▶ Your goal: Without including any images, repeat the data exactly.

▶ Recorded information:
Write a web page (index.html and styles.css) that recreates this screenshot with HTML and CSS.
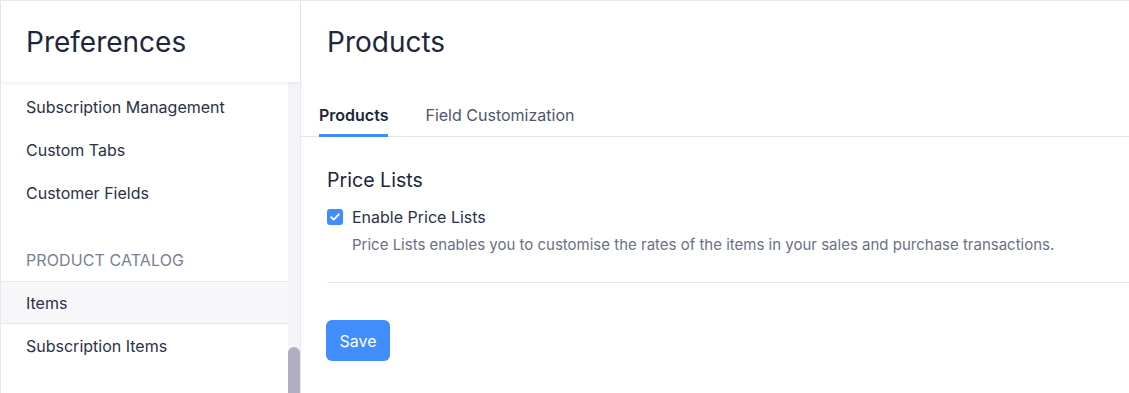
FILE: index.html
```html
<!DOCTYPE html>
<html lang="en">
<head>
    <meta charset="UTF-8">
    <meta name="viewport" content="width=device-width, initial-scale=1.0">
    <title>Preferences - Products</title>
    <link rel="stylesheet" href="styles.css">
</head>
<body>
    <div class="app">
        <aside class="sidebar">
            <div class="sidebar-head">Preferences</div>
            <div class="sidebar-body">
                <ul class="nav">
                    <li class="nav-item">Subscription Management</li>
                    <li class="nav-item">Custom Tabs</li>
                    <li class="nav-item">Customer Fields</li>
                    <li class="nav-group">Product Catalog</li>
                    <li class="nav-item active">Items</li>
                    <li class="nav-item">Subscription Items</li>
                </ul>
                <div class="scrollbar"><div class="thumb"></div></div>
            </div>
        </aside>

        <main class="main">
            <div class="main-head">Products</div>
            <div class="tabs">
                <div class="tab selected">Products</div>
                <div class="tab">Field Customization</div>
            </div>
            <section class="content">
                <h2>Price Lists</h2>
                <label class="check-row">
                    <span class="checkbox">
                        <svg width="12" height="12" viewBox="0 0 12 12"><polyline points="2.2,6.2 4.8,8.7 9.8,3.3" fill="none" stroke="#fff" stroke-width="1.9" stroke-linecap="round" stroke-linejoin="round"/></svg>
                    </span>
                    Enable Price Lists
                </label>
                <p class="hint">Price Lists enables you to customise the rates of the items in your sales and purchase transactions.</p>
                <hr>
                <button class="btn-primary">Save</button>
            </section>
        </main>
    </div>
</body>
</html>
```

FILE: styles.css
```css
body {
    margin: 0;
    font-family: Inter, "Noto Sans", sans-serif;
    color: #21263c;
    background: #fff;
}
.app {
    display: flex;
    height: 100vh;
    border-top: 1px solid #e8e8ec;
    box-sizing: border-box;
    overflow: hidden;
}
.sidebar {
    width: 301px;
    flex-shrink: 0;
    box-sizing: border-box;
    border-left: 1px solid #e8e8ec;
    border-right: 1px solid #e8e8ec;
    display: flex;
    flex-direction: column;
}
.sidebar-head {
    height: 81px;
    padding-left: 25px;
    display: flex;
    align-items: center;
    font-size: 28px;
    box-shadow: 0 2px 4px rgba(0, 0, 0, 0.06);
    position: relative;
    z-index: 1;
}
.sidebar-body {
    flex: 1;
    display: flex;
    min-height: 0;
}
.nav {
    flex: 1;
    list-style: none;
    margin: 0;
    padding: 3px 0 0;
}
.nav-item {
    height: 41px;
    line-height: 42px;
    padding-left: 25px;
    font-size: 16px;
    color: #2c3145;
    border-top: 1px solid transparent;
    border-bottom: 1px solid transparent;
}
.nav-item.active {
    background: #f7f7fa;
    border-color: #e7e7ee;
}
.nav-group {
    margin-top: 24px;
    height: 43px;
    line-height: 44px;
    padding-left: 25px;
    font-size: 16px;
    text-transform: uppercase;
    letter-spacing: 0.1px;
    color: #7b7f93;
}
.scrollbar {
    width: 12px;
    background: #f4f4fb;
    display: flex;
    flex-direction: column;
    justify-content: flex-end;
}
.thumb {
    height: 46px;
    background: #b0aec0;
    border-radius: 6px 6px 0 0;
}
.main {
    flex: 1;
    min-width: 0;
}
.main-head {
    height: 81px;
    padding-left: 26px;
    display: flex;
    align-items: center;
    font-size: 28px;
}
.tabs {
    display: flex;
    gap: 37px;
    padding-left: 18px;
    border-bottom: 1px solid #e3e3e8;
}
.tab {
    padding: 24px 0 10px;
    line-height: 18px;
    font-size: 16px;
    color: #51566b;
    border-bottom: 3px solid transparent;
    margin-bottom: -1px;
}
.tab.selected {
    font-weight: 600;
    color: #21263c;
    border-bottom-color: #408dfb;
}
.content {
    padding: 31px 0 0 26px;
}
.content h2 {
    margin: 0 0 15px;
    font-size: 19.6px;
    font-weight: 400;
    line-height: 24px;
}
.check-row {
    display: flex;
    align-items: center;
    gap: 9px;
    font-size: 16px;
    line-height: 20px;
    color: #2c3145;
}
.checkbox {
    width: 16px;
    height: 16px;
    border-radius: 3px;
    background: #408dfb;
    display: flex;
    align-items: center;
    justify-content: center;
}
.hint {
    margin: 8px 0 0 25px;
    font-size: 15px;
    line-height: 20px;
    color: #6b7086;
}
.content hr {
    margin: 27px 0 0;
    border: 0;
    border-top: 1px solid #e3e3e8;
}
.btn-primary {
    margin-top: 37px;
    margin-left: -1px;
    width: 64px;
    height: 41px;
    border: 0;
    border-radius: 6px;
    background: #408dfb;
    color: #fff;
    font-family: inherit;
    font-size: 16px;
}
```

▶ Result for this task:
Write a web page (index.html and styles.css) that recreates this screenshot with HTML and CSS.
FILE: index.html
```html
<!DOCTYPE html>
<html lang="en">
<head>
    <meta charset="UTF-8">
    <meta name="viewport" content="width=device-width, initial-scale=1.0">
    <title>Preferences - Products</title>
    <link rel="stylesheet" href="styles.css">
</head>
<body>
    <div class="app">
        <aside class="sidebar">
            <div class="sidebar-head">Preferences</div>
            <div class="sidebar-body">
                <ul class="nav">
                    <li class="nav-item">Subscription Management</li>
                    <li class="nav-item">Custom Tabs</li>
                    <li class="nav-item">Customer Fields</li>
                    <li class="nav-group">Product Catalog</li>
                    <li class="nav-item active">Items</li>
                    <li class="nav-item">Subscription Items</li>
                </ul>
                <div class="scrollbar"><div class="thumb"></div></div>
            </div>
        </aside>

        <main class="main">
            <div class="main-head">Products</div>
            <div class="tabs">
                <div class="tab selected">Products</div>
                <div class="tab">Field Customization</div>
            </div>
            <section class="content">
                <h2>Price Lists</h2>
                <label class="check-row">
                    <span class="checkbox">
                        <svg width="12" height="12" viewBox="0 0 12 12"><polyline points="2.2,6.2 4.8,8.7 9.8,3.3" fill="none" stroke="#fff" stroke-width="1.9" stroke-linecap="round" stroke-linejoin="round"/></svg>
                    </span>
                    Enable Price Lists
                </label>
                <p class="hint">Price Lists enables you to customise the rates of the items in your sales and purchase transactions.</p>
                <hr>
                <button class="btn-primary">Save</button>
            </section>
        </main>
    </div>
</body>
</html>
```

FILE: styles.css
```css
body {
    margin: 0;
    font-family: Inter, "Noto Sans", sans-serif;
    color: #21263c;
    background: #fff;
}
.app {
    display: flex;
    height: 100vh;
    border-top: 1px solid #e8e8ec;
    box-sizing: border-box;
    overflow: hidden;
}
.sidebar {
    width: 301px;
    flex-shrink: 0;
    box-sizing: border-box;
    border-left: 1px solid #e8e8ec;
    border-right: 1px solid #e8e8ec;
    display: flex;
    flex-direction: column;
}
.sidebar-head {
    height: 81px;
    padding-left: 25px;
    display: flex;
    align-items: center;
    font-size: 28px;
    box-shadow: 0 2px 4px rgba(0, 0, 0, 0.06);
    position: relative;
    z-index: 1;
}
.sidebar-body {
    flex: 1;
    display: flex;
    min-height: 0;
}
.nav {
    flex: 1;
    list-style: none;
    margin: 0;
    padding: 3px 0 0;
}
.nav-item {
    height: 41px;
    line-height: 42px;
    padding-left: 25px;
    font-size: 16px;
    color: #2c3145;
    border-top: 1px solid transparent;
    border-bottom: 1px solid transparent;
}
.nav-item.active {
    background: #f7f7fa;
    border-color: #e7e7ee;
}
.nav-group {
    margin-top: 24px;
    height: 43px;
    line-height: 44px;
    padding-left: 25px;
    font-size: 16px;
    text-transform: uppercase;
    letter-spacing: 0.1px;
    color: #7b7f93;
}
.scrollbar {
    width: 12px;
    background: #f4f4fb;
    display: flex;
    flex-direction: column;
    justify-content: flex-end;
}
.thumb {
    height: 46px;
    background: #b0aec0;
    border-radius: 6px 6px 0 0;
}
.main {
    flex: 1;
    min-width: 0;
}
.main-head {
    height: 81px;
    padding-left: 26px;
    display: flex;
    align-items: center;
    font-size: 28px;
}
.tabs {
    display: flex;
    gap: 37px;
    padding-left: 18px;
    border-bottom: 1px solid #e3e3e8;
}
.tab {
    padding: 24px 0 10px;
    line-height: 18px;
    font-size: 16px;
    color: #51566b;
    border-bottom: 3px solid transparent;
    margin-bottom: -1px;
}
.tab.selected {
    font-weight: 600;
    color: #21263c;
    border-bottom-color: #408dfb;
}
.content {
    padding: 31px 0 0 26px;
}
.content h2 {
    margin: 0 0 15px;
    font-size: 19.6px;
    font-weight: 400;
    line-height: 24px;
}
.check-row {
    display: flex;
    align-items: center;
    gap: 9px;
    font-size: 16px;
    line-height: 20px;
    color: #2c3145;
}
.checkbox {
    width: 16px;
    height: 16px;
    border-radius: 3px;
    background: #408dfb;
    display: flex;
    align-items: center;
    justify-content: center;
}
.hint {
    margin: 8px 0 0 25px;
    font-size: 15px;
    line-height: 20px;
    color: #6b7086;
}
.content hr {
    margin: 27px 0 0;
    border: 0;
    border-top: 1px solid #e3e3e8;
}
.btn-primary {
    margin-top: 37px;
    margin-left: -1px;
    width: 64px;
    height: 41px;
    border: 0;
    border-radius: 6px;
    background: #408dfb;
    color: #fff;
    font-family: inherit;
    font-size: 16px;
}
```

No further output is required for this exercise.